5位 ダンス・ウィズ・ウルヴズ 1990年米 ケヴィン・コストナー監督
既に50年代にも「折れた矢」「折れた槍」などインディアンへの理解を示す作品があったが、あくまで白人からの視点という限界が感じられた。この作品とて限界を完全に突き破った(その時は既に西部劇とは言えない)とは言えないものの、従来踏み込めなかった領域に初めて入った作品と言って良い。
6位 ブラボー砦の脱出 1953年米 ジョン・スタージェス監督
インディアンに囲まれた北軍兵士がいかに危機を脱出するかという活劇で、スタージェスらしい線の太いタッチで楽しめた。素晴らしい映像の構図が強烈なサスペンスを生み出す。
7位 怒りの河 1951年米 アンソニー・マン監督
アンソニー・マンとしては「ウィンチェスター銃’73」も素晴らしくて迷ったが、比較的最近観て印象の強いこの作品をとりあえず推す。典型的な開拓苦労話だが、ガンマンや賭博師が主演なので見どころが多い。

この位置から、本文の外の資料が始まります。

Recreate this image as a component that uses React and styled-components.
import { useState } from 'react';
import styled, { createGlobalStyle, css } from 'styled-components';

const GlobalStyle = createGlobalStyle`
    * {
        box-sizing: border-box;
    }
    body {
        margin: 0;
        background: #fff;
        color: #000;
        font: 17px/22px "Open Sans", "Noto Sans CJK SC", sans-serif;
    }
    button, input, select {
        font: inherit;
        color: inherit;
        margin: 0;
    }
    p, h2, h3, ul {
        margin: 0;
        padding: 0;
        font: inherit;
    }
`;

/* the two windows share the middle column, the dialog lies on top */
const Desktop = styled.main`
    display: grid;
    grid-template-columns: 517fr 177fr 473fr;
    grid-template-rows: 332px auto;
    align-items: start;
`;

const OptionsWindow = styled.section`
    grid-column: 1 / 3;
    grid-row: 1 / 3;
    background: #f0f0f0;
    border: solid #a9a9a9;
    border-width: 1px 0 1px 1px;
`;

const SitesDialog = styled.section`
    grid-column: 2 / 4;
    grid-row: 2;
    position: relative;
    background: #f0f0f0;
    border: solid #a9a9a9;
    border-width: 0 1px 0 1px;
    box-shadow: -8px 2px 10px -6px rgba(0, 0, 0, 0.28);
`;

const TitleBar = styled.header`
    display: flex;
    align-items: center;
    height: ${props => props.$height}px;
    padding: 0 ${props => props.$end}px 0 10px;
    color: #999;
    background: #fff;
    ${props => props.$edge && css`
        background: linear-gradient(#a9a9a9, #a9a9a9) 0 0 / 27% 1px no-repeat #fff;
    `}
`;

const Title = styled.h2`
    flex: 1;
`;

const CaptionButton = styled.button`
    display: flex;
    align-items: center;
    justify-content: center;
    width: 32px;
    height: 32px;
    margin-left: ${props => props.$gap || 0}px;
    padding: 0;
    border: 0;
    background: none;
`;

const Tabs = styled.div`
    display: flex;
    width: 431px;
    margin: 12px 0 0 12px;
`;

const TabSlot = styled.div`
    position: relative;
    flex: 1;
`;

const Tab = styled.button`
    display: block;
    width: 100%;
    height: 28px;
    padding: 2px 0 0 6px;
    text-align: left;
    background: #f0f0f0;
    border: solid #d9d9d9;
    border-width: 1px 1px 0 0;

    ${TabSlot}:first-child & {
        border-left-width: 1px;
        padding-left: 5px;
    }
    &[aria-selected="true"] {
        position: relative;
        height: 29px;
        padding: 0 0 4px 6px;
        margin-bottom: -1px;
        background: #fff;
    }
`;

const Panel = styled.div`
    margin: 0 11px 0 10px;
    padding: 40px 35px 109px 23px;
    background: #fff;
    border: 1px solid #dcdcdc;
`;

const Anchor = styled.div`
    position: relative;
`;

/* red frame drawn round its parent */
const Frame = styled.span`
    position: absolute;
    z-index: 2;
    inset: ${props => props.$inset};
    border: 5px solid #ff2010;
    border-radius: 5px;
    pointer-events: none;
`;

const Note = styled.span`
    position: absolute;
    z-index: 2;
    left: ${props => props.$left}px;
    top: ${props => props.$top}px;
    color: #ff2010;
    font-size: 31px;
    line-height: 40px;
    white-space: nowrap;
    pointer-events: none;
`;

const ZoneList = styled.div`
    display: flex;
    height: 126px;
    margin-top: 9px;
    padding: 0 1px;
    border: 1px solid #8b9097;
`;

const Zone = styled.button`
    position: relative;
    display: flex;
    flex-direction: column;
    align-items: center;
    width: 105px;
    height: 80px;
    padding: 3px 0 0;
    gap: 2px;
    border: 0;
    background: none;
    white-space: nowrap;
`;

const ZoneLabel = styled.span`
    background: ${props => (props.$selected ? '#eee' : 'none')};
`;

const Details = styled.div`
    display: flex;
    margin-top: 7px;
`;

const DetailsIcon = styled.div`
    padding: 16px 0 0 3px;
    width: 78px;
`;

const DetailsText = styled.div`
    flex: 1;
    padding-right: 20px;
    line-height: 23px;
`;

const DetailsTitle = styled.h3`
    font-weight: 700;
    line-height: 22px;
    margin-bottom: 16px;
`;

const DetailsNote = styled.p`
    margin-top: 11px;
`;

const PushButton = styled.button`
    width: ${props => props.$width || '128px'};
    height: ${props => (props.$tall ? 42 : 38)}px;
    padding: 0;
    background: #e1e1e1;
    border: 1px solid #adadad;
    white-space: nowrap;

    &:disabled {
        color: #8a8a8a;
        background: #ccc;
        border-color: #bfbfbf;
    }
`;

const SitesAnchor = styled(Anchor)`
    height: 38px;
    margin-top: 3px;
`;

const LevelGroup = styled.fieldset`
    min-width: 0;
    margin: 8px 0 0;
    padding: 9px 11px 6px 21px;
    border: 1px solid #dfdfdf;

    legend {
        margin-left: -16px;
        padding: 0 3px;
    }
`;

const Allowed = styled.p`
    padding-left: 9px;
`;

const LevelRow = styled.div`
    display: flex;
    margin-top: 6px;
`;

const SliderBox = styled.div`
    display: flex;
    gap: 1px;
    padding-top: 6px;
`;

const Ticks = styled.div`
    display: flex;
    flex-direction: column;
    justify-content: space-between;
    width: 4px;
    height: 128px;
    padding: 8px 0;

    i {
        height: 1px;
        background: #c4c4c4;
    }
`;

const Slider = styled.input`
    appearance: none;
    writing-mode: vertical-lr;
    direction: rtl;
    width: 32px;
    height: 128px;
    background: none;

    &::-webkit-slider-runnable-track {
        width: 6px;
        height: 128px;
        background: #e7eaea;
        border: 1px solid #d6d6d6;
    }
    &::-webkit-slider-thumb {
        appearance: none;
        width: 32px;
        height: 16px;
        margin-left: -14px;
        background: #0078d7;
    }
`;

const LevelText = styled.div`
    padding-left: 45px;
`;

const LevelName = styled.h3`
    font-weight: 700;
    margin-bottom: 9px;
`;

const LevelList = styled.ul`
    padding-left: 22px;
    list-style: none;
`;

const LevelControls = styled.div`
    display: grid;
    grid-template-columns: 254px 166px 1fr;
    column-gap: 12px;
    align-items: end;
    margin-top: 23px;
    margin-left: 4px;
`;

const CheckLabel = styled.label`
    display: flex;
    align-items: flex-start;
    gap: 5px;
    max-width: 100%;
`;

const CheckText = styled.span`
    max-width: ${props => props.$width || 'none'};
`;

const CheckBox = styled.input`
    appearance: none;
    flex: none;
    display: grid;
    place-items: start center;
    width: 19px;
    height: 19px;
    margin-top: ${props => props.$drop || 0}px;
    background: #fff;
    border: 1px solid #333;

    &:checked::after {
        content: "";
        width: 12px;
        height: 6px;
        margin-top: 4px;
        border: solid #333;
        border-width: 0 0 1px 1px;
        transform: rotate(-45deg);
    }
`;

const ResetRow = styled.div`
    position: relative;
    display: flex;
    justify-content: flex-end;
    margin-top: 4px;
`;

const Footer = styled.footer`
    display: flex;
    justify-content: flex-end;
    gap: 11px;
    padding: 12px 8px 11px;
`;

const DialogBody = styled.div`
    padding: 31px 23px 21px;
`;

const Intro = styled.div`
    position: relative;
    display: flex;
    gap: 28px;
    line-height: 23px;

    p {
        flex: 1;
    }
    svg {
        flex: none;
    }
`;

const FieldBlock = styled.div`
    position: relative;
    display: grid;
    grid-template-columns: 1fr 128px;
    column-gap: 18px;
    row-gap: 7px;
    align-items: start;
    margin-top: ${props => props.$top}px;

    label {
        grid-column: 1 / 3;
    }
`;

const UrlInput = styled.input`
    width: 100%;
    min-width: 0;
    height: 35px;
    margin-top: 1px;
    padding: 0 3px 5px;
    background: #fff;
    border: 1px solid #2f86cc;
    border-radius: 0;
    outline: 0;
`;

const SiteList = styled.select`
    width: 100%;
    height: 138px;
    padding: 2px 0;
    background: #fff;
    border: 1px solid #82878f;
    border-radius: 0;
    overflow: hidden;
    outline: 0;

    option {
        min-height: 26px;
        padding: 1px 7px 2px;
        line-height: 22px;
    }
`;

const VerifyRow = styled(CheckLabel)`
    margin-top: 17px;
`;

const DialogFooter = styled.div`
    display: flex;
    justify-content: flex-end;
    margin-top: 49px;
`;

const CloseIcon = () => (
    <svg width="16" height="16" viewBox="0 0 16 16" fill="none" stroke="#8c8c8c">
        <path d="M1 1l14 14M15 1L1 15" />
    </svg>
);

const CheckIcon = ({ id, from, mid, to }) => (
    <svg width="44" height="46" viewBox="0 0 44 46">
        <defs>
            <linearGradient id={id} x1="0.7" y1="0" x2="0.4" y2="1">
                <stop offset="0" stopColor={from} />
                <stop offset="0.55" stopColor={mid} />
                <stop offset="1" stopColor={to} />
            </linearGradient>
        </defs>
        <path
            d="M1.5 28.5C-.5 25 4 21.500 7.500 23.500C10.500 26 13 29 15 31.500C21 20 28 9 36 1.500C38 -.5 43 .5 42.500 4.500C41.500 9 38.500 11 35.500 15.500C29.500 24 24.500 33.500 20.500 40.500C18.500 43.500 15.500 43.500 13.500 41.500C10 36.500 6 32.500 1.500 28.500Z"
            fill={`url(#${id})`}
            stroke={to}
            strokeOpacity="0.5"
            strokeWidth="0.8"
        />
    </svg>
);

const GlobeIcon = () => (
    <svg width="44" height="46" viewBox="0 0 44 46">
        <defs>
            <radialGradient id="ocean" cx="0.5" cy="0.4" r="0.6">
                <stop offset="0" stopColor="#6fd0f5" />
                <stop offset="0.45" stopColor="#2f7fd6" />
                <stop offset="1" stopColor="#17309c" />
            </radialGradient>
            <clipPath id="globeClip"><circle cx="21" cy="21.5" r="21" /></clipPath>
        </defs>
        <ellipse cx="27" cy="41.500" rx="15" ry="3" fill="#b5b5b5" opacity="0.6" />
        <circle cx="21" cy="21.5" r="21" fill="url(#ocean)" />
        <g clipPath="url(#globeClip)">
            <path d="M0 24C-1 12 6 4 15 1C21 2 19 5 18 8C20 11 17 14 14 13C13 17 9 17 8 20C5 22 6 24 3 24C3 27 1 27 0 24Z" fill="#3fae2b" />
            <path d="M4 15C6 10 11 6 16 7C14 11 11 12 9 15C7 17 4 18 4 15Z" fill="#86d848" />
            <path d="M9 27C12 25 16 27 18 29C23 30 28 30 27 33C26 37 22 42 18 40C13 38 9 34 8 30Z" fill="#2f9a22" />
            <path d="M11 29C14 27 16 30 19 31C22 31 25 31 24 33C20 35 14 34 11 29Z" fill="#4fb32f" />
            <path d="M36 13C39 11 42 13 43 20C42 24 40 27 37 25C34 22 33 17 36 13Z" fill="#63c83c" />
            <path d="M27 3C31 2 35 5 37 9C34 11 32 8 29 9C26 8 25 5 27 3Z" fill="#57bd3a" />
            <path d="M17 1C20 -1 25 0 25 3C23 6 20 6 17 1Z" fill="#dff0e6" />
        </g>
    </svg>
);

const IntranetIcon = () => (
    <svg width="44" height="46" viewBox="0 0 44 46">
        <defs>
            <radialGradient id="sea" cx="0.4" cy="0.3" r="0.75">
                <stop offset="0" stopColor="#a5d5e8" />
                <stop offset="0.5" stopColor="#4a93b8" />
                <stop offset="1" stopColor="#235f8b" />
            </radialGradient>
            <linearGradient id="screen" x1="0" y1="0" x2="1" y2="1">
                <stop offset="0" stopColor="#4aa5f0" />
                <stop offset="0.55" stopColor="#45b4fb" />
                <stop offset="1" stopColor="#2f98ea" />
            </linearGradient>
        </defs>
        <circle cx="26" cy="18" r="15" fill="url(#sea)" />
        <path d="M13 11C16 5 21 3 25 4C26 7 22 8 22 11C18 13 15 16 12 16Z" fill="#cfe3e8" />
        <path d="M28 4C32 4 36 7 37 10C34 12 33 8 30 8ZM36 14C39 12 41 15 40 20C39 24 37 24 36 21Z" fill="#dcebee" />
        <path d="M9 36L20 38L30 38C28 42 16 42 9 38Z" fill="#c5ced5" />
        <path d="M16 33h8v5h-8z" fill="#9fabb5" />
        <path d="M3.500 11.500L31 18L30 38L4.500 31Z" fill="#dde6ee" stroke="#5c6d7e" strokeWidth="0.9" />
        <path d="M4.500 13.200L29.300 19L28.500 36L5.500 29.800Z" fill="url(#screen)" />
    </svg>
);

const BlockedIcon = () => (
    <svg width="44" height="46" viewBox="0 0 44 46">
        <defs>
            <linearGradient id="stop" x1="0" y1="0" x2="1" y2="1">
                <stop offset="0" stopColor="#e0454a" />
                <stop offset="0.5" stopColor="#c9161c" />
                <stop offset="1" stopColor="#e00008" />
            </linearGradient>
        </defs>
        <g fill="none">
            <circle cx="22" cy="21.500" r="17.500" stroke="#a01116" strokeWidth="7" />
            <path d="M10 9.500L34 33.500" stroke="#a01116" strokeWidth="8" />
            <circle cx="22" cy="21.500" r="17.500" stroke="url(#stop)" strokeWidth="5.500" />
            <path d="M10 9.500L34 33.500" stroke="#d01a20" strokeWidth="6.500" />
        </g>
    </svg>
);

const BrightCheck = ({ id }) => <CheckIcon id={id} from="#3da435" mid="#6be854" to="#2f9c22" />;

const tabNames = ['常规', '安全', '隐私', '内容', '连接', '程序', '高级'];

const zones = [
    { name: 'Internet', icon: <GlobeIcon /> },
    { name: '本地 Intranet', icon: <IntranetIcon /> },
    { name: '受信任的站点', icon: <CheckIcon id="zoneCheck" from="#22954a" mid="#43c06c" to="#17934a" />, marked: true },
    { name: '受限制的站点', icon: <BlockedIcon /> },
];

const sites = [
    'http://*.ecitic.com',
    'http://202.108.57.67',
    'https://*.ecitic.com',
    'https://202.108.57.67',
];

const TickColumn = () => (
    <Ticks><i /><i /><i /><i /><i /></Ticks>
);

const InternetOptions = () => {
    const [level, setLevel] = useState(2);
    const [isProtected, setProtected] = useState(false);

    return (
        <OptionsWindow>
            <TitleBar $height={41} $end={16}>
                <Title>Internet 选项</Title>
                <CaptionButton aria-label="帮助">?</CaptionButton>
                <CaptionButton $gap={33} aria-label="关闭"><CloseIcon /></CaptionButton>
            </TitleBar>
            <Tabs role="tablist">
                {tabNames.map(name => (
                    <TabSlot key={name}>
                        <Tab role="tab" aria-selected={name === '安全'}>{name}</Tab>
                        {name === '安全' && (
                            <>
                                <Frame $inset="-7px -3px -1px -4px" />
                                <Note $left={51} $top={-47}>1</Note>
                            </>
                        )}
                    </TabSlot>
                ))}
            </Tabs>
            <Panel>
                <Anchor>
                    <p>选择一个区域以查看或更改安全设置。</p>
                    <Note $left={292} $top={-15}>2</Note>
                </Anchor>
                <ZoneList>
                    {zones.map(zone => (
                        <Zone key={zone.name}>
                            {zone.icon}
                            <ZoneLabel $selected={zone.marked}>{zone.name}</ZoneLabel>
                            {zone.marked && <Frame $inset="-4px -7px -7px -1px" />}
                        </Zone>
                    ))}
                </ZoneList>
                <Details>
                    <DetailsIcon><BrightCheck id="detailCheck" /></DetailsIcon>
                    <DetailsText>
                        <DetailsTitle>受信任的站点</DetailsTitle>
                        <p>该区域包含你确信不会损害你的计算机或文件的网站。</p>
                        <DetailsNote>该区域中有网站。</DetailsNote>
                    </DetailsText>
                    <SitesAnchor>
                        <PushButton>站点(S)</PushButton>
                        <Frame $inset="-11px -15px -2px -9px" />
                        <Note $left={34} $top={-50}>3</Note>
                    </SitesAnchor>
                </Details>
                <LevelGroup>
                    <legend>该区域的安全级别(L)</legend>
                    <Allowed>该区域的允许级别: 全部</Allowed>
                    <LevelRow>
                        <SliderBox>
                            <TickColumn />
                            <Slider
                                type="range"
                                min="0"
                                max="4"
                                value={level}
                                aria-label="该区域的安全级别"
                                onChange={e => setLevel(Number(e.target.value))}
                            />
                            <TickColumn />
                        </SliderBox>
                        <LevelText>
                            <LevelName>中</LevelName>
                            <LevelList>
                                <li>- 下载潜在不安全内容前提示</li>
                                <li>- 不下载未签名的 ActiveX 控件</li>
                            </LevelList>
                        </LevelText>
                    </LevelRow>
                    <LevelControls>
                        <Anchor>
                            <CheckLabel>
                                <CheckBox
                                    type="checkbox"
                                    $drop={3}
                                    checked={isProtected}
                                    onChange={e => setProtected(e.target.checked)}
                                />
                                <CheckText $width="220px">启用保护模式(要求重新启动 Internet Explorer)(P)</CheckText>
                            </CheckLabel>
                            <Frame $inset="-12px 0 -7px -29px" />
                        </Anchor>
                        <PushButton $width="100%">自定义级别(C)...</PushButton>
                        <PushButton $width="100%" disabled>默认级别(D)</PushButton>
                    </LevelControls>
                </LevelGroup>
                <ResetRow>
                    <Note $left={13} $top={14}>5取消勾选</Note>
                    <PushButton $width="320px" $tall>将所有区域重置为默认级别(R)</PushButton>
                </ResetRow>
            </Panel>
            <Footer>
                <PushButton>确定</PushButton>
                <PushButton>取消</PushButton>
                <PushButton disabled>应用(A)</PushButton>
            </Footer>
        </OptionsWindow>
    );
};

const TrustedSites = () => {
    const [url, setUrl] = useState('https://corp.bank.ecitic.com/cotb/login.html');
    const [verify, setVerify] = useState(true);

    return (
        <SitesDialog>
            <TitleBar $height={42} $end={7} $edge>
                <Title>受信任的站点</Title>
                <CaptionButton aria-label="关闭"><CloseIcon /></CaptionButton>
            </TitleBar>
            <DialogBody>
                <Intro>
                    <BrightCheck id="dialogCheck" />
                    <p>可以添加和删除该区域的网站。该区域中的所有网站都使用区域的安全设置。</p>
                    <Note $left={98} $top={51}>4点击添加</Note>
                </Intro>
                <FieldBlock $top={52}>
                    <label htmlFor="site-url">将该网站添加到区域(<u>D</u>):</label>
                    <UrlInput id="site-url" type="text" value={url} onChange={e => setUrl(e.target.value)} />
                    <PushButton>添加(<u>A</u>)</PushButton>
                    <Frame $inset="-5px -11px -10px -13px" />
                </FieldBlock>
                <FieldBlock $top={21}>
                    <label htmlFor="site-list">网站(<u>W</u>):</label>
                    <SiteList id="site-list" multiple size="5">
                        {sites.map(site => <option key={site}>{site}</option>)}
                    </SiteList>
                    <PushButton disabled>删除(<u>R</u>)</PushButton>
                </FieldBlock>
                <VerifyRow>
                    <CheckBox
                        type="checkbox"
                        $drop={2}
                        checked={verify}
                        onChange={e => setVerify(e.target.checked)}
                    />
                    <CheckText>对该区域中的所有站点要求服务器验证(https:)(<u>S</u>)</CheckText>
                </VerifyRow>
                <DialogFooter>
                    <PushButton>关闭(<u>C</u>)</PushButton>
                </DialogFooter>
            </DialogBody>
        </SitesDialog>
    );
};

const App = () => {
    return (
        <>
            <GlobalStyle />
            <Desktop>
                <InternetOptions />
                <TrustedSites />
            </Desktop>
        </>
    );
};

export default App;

8位 シャイアン 1964年米 ジョン・フォード監督
インディアンを極悪人のように扱っていたフォードが反省して作った映画などと取沙汰されたが、真相は不明。インディアンへの挽歌として心に染み入る大作だった。
9位 小さな巨人 1970年米 アーサー・ペン監督
インディアンに育てられた白人青年が白人社会に復帰してガンマンになり、カスター将軍の第7騎兵隊唯一の生存者となる、という70年代らしい風刺劇。ダスティン・ホフマンの魅力もあり佳作となる。
10位 捜索者 1956年米 ジョン・フォード監督
娘を奪ったコマンチ族を長年にわたり追いかけ回す執念の男が主人公で、それまでのハリウッド西部劇には見られない残虐性や激しさがある。ファンの評価が分かれている所以である。